# Exercise objective
Copy each line below in which the string "component" occurs.

# Data shown
--- Start ---

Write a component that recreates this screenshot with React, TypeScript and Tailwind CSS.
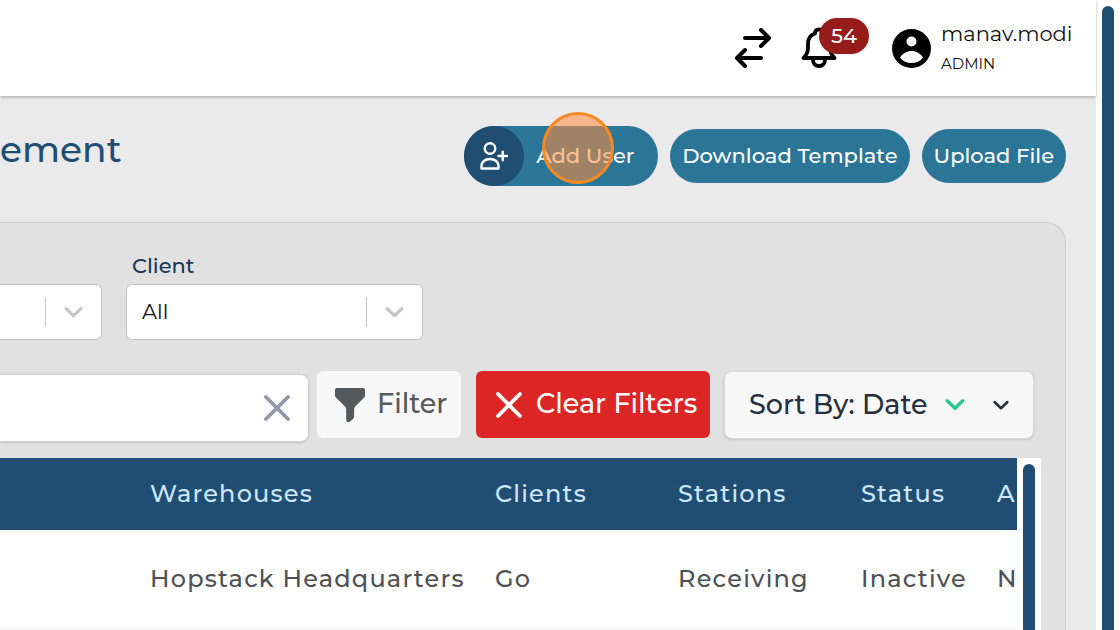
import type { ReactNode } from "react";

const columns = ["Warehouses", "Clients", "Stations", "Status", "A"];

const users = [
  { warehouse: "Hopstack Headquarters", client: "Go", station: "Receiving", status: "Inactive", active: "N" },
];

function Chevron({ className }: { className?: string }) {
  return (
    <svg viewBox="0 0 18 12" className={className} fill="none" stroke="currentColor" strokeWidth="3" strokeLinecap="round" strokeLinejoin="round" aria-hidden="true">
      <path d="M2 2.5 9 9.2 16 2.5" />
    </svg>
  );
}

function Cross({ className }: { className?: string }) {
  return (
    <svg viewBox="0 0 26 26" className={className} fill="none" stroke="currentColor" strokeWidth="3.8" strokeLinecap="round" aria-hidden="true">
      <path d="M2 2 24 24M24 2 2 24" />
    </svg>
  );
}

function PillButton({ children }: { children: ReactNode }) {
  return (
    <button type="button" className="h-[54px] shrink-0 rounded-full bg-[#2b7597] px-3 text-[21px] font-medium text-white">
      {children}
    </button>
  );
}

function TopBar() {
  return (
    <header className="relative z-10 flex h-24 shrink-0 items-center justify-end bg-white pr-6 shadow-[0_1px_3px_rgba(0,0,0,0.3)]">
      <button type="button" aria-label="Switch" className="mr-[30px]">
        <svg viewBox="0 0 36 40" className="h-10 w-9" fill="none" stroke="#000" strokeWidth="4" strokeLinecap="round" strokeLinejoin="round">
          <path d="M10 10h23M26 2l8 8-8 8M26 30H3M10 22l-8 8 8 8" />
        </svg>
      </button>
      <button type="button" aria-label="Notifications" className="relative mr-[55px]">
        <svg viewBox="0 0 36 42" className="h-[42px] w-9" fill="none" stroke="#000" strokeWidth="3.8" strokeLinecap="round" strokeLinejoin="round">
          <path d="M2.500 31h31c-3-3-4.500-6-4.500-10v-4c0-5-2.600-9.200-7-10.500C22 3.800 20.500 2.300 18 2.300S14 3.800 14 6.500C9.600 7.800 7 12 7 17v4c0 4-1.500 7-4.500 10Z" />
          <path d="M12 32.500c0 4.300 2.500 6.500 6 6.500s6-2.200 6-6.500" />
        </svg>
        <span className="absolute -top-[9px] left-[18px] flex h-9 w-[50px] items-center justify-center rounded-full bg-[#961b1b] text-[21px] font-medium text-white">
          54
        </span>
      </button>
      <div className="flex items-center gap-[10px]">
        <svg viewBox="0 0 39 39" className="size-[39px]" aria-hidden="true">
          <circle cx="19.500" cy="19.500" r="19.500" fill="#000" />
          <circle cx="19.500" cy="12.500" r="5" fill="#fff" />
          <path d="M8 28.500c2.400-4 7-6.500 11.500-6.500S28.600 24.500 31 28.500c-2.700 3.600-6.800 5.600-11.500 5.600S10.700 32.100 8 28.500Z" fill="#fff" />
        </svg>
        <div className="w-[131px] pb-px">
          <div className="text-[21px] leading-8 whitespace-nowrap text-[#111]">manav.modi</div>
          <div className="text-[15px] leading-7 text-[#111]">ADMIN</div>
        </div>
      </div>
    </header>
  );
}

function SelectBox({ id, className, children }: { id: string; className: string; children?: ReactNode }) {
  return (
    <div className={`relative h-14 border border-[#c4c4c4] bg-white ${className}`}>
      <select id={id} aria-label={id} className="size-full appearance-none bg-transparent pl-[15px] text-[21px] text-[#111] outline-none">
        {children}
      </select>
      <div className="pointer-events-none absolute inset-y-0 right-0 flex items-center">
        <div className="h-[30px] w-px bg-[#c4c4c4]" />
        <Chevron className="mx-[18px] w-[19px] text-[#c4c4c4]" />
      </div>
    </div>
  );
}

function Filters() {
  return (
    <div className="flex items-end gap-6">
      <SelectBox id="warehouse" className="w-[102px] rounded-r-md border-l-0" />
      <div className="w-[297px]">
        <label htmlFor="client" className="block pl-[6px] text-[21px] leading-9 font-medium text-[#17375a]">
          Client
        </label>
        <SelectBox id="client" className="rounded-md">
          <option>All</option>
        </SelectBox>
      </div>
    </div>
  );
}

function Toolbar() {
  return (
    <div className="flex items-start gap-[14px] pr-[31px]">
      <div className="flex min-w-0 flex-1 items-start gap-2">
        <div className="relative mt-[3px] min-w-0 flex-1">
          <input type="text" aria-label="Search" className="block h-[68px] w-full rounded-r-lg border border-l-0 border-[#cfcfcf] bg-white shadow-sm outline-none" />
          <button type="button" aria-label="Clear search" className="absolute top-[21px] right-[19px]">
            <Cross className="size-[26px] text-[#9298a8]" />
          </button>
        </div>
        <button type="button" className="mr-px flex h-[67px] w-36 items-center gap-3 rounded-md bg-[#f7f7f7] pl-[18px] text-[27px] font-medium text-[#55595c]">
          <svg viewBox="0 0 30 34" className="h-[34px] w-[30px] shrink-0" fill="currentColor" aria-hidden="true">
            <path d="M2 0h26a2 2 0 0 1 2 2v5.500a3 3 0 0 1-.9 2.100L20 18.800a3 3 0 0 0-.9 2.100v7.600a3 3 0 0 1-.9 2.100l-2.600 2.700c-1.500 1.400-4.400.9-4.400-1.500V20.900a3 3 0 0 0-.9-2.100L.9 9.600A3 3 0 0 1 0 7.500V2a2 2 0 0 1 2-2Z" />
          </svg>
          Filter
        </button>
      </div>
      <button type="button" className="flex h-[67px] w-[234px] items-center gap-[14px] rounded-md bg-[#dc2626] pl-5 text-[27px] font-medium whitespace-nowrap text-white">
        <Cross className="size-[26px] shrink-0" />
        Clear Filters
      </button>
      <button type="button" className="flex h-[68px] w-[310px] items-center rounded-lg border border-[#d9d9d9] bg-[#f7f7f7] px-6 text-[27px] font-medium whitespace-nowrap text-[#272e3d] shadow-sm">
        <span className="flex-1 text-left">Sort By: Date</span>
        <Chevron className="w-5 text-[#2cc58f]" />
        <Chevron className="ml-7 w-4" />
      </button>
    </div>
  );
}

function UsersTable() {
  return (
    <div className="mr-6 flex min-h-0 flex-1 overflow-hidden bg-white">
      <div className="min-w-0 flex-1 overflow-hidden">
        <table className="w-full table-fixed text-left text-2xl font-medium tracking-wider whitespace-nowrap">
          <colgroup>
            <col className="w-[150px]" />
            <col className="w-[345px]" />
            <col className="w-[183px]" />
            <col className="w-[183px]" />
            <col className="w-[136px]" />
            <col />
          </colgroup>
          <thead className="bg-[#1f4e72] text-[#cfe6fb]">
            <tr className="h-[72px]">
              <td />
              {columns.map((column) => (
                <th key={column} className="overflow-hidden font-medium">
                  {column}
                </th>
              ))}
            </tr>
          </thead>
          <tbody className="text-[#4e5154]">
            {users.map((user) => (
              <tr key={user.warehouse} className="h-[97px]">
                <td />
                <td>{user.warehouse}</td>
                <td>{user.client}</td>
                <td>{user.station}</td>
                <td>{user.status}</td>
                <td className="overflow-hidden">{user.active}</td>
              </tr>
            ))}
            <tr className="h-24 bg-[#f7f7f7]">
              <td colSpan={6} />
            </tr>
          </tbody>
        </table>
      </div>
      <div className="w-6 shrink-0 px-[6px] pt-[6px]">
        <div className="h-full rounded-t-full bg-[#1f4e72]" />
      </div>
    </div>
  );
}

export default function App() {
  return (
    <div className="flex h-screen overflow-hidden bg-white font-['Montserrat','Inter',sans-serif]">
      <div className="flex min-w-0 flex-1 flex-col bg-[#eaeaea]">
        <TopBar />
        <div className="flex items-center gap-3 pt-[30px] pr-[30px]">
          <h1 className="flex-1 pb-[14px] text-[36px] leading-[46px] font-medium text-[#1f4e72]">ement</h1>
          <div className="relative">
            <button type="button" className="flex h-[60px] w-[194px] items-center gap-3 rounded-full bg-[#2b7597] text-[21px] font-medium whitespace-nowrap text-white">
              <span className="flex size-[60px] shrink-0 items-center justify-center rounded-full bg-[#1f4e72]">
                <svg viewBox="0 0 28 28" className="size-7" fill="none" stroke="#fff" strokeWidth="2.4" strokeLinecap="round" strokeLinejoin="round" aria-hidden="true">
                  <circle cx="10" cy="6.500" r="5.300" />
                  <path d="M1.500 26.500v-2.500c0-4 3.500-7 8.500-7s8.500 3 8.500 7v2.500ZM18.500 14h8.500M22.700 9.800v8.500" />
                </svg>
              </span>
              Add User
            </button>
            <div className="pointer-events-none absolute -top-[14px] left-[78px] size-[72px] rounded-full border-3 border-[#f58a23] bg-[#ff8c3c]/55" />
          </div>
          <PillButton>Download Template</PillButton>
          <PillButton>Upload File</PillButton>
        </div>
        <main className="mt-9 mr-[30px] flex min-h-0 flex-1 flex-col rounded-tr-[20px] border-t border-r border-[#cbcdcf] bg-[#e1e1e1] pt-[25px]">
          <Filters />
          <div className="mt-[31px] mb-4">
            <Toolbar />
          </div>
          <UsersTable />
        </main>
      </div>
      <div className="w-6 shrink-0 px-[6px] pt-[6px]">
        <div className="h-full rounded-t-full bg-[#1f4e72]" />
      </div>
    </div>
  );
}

--- End ---
--- Start ---

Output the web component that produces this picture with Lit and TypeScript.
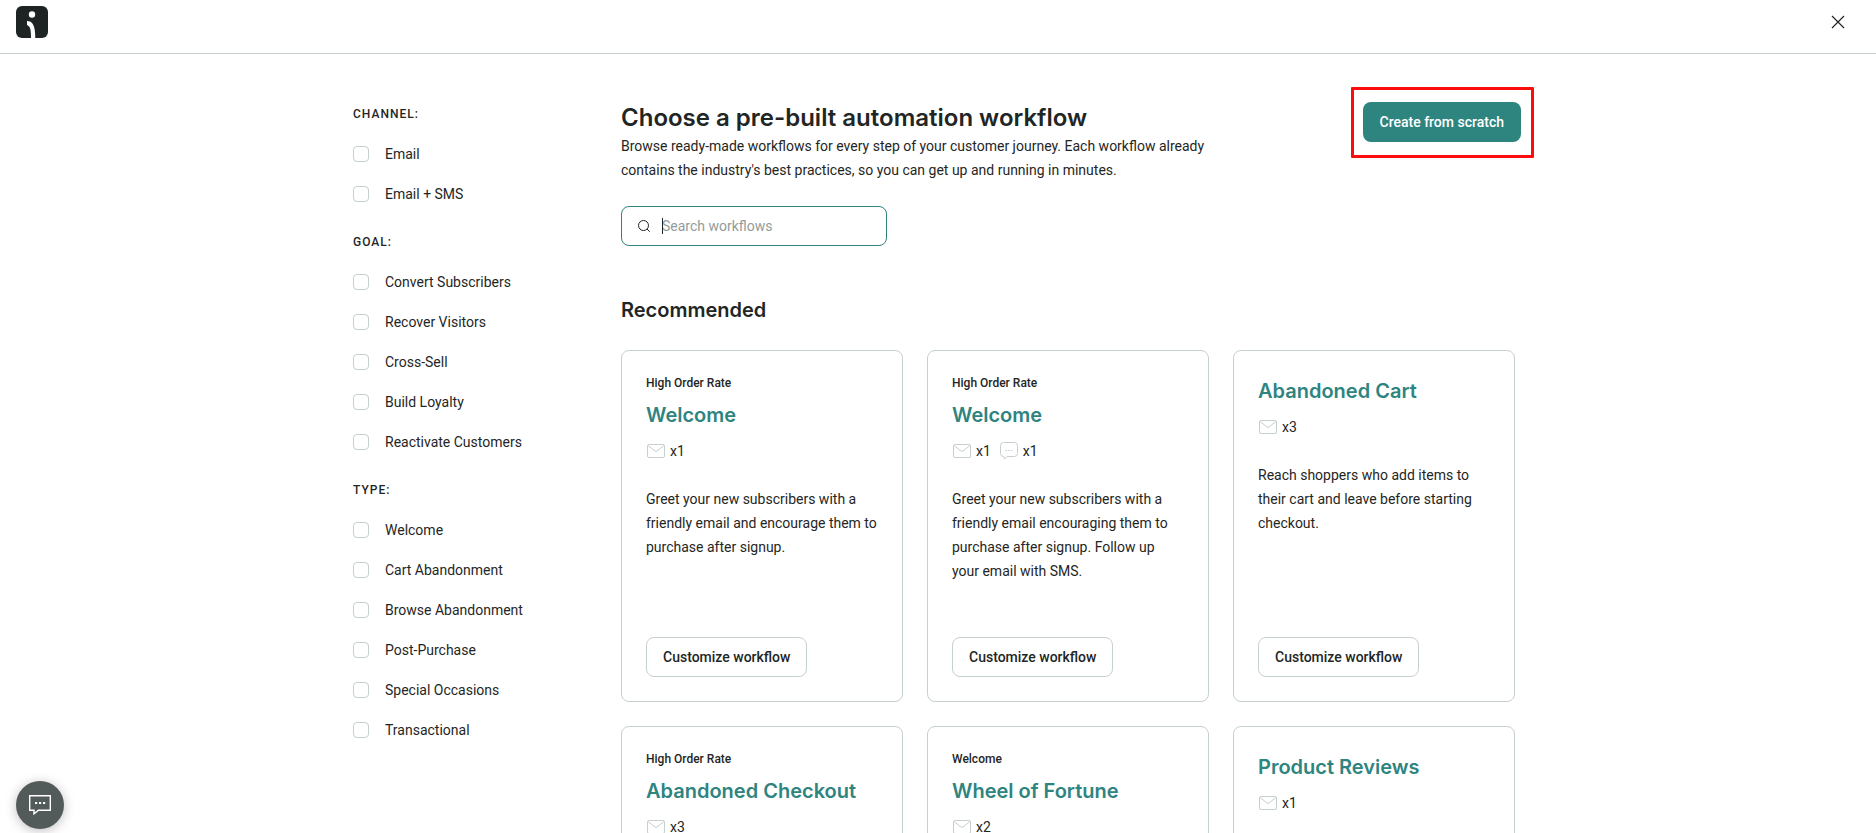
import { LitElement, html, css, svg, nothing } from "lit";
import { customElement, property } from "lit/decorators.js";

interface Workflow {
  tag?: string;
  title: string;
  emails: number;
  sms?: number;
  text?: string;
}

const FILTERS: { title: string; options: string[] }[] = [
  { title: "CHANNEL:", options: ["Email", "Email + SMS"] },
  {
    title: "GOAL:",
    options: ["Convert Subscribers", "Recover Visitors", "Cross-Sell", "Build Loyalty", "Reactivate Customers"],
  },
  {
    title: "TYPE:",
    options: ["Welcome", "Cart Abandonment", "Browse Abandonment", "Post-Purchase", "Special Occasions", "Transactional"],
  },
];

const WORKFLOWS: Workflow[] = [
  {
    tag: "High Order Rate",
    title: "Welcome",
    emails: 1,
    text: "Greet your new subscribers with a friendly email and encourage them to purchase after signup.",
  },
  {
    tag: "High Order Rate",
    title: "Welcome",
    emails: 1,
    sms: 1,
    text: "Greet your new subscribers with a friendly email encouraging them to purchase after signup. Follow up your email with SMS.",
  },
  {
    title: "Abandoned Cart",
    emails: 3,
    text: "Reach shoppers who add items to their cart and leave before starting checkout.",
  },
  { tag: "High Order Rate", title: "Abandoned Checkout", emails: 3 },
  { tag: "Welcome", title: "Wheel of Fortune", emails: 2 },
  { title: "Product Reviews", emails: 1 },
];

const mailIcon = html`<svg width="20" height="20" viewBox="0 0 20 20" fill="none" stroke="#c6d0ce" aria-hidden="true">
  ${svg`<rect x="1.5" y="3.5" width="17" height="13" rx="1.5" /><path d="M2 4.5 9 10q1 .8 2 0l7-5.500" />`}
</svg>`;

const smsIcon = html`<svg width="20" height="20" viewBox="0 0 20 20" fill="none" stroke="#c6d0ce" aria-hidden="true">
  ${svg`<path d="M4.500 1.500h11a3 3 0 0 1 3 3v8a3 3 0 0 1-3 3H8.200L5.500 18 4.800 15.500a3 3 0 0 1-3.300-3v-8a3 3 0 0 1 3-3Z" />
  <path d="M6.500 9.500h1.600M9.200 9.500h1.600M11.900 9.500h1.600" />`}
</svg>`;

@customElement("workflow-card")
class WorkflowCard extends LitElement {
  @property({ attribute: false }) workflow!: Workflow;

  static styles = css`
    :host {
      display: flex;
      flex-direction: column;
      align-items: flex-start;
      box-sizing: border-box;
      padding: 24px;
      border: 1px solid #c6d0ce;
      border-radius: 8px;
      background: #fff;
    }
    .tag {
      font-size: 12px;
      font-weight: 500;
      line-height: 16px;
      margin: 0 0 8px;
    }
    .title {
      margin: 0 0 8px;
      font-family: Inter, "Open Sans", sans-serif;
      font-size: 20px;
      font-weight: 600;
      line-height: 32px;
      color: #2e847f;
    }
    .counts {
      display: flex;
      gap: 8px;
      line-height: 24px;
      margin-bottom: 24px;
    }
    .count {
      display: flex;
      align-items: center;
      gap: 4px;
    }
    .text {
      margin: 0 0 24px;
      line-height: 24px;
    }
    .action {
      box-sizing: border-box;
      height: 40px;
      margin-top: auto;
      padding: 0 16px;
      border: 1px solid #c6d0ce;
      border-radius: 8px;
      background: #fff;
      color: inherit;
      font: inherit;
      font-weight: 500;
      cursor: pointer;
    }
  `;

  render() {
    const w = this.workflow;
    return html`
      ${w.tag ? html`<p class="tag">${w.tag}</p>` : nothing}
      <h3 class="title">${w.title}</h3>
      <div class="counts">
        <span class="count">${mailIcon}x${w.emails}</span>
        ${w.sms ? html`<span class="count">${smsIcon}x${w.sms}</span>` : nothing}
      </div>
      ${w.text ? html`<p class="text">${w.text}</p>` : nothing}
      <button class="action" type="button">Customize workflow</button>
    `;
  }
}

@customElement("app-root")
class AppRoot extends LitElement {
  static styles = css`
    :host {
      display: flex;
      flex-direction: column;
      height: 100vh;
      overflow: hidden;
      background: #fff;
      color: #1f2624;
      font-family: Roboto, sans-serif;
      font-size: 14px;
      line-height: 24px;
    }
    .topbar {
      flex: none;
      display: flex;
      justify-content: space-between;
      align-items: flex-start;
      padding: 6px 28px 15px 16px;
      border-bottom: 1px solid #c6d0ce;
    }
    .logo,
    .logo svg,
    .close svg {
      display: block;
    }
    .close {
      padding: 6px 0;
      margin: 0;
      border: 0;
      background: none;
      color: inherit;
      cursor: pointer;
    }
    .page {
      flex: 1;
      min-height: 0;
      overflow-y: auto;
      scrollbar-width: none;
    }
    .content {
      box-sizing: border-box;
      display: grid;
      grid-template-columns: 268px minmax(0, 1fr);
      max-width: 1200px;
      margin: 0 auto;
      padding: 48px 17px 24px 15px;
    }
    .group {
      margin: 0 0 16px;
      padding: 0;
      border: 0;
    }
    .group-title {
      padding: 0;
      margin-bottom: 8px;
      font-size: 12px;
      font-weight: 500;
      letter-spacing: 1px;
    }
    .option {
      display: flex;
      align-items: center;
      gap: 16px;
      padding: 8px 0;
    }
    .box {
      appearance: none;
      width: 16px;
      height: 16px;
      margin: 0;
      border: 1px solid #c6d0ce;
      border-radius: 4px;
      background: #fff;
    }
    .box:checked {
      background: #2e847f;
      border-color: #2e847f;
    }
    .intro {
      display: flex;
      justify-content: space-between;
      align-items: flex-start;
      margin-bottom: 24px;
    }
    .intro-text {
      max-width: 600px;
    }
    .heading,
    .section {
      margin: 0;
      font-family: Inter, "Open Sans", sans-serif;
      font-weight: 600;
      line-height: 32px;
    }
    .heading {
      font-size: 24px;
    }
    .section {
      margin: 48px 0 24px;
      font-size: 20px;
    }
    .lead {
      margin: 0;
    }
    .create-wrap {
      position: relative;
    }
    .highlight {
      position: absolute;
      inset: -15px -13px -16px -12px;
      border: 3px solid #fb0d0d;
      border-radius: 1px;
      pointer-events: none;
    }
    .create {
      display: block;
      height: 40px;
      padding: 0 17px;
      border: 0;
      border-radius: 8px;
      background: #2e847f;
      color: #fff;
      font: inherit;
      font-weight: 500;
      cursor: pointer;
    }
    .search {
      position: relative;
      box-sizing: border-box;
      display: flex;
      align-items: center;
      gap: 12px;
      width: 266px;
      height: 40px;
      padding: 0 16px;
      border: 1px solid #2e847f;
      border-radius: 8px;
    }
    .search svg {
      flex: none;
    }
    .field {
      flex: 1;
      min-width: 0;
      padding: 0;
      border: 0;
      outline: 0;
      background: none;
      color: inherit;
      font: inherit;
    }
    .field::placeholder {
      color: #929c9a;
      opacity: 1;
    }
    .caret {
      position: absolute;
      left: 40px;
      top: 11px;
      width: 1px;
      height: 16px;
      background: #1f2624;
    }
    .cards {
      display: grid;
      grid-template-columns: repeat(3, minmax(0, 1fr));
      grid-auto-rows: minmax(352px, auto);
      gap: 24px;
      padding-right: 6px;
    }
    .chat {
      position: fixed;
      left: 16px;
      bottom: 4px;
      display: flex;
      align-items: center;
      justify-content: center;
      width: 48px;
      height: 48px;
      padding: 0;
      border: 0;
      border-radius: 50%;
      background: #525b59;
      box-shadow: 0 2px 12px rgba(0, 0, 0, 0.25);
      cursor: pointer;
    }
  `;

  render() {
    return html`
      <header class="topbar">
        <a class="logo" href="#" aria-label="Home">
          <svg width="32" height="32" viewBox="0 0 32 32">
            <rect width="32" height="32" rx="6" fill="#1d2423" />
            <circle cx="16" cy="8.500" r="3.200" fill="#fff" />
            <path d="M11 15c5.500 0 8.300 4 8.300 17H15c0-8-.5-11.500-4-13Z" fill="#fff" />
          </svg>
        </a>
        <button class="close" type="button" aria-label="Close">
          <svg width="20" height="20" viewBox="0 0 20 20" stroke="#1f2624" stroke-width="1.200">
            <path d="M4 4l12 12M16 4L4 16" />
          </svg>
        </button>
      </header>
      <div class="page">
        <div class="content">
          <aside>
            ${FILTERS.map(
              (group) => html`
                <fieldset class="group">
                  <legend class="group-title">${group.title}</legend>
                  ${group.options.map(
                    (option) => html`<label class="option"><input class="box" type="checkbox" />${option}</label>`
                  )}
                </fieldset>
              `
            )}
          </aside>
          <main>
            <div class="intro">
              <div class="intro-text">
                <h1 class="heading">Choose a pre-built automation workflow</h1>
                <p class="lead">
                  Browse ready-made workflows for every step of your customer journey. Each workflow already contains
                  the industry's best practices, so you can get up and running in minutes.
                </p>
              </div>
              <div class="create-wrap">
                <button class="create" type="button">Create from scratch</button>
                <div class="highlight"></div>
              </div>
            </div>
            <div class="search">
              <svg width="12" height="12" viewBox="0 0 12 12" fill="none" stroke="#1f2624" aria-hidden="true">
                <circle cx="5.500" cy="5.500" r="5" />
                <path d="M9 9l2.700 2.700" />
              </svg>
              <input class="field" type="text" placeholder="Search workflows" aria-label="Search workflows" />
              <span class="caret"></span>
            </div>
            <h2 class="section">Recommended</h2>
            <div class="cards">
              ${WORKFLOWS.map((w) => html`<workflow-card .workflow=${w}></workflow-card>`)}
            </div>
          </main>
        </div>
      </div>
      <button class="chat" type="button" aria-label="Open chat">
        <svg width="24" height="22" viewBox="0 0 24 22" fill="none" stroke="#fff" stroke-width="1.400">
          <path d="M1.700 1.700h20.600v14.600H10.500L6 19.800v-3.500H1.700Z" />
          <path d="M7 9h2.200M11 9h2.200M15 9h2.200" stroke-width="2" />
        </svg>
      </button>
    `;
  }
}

--- End ---

# Exercise solution
Write a component that recreates this screenshot with React, TypeScript and Tailwind CSS.
Output the web component that produces this picture with Lit and TypeScript.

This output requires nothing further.